The rule: 2× wide, NOT deep
Dig a hole twice as wide as the rootball, but only as deep as the rootball is tall. The widest roots that drive long-term growth come off the rootflare horizontally — they need loose soil, but they don't need to grow downward. A wide shallow hole gives them what they need.
Find the rootflare
Pull back soil at the top of the rootball until you see the trunk widen — that's the rootflare. It MUST sit at or slightly above grade level. If the tree was potted too deep at the nursery (most are), excavate the rootball top until you find the flare, then plant accordingly. Most Utah tree death is rootflare buried 2–6 inches below grade.
Backfill with native soil
Don't amend the planting hole with compost or potting mix. Roots stay in the rich pocket, never venture into native soil, and the tree never establishes. Backfill with the dirt you dug out. Tamp gently as you fill to remove air pockets.

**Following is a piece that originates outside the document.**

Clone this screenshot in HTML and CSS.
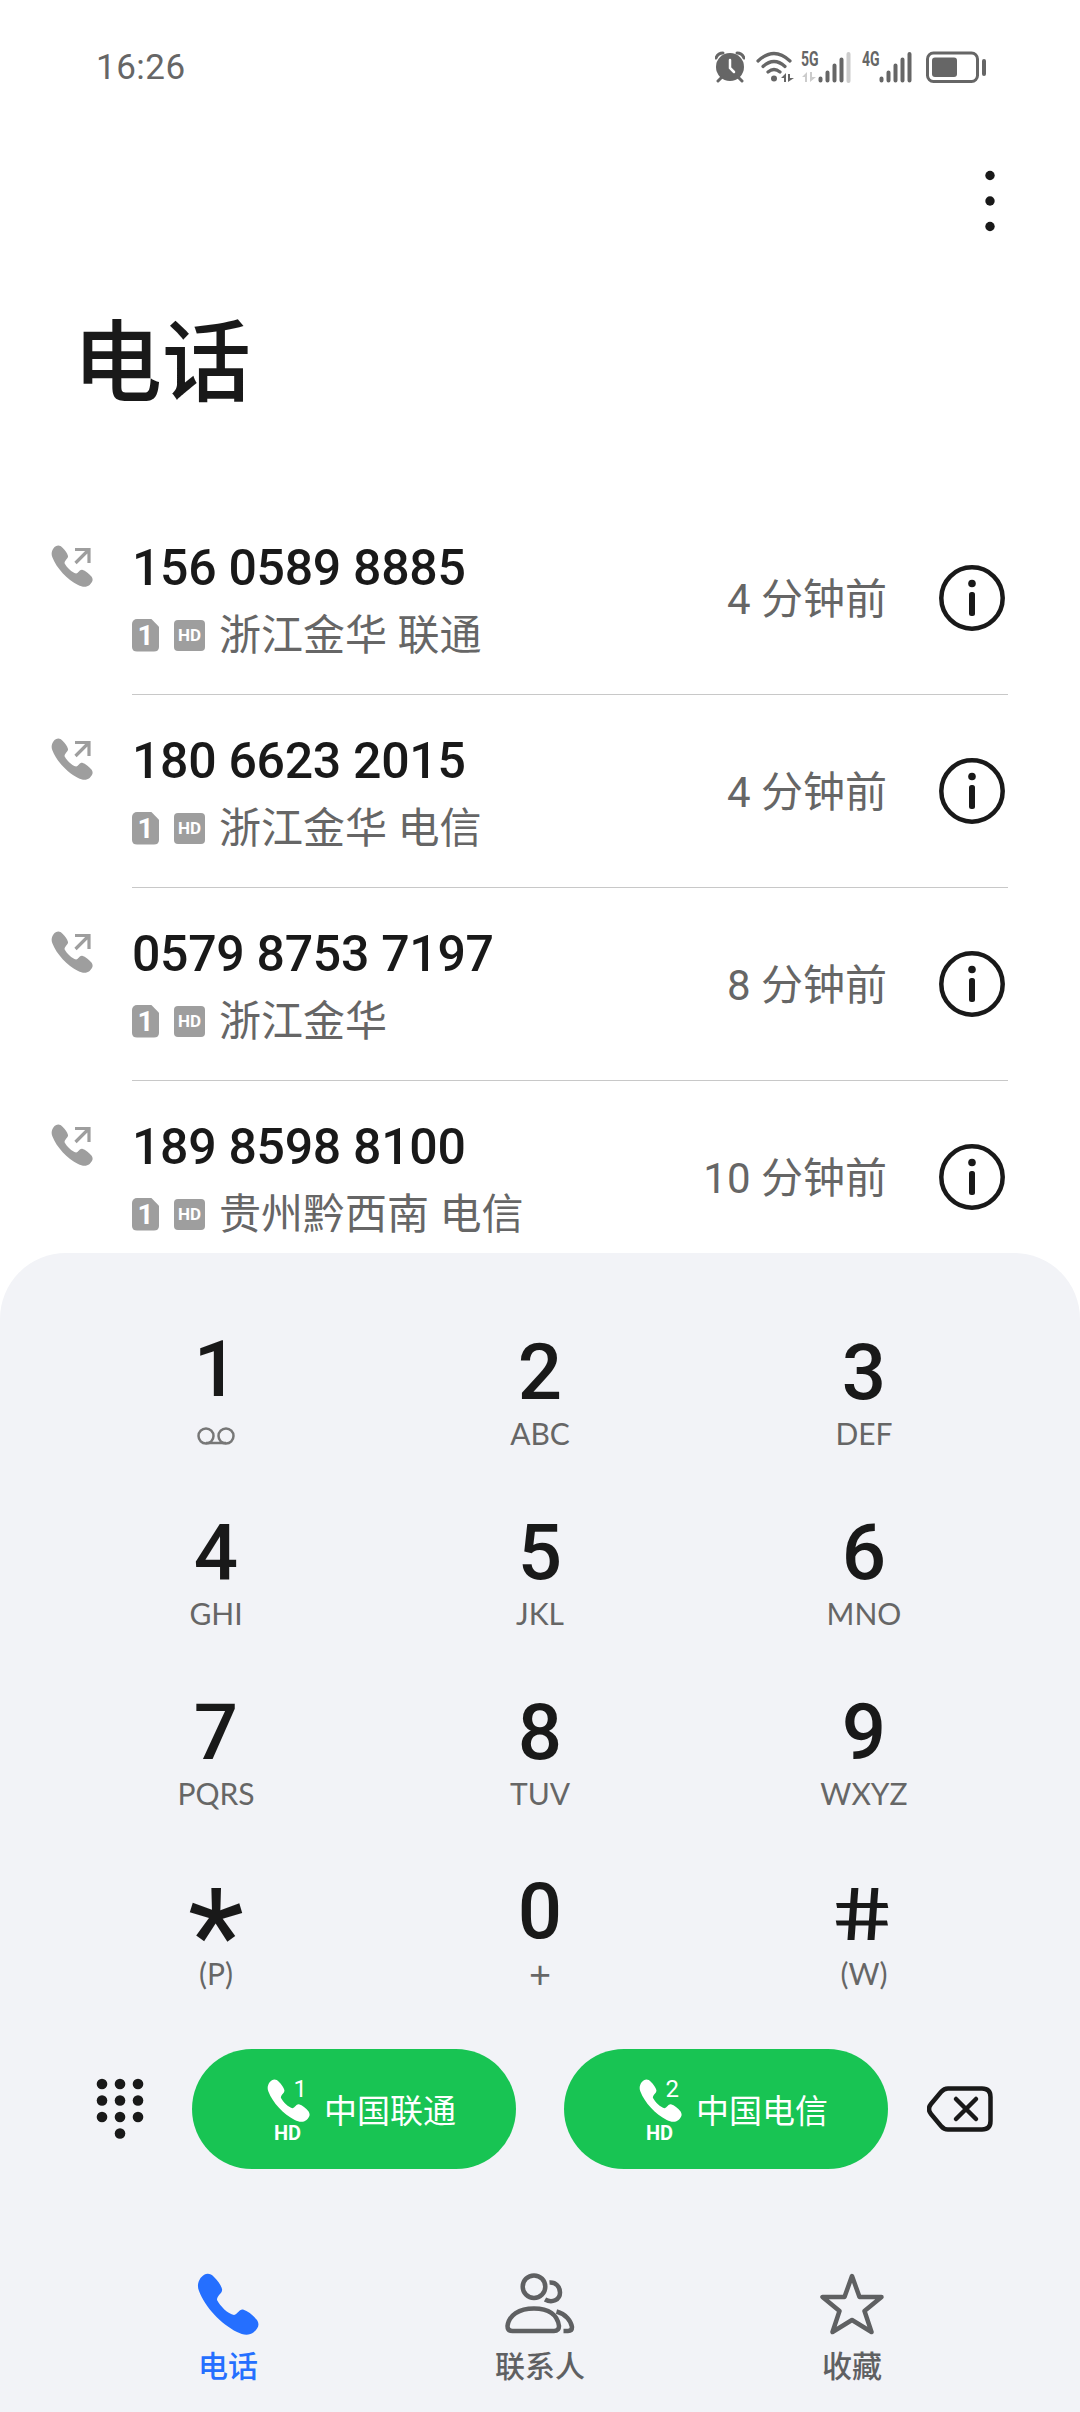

Water in deeply to settle the rest.
Mulch but don't volcano
3 inches of wood-chip mulch in a 4-foot ring around the tree, kept 2 inches AWAY from the trunk. Volcano mulching (mulch piled against the trunk) holds moisture against the bark and rots it. The mulch ring suppresses weeds, holds water, and moderates soil temperature.
First-year watering
5 gallons twice a week through the first growing season. Slowly — drip line or a 5-gallon bucket with two 1/8" holes drilled in the bottom. Deep watering pushes roots down. By year three, water deeply once every 2–3 weeks during summer, less in spring/fall.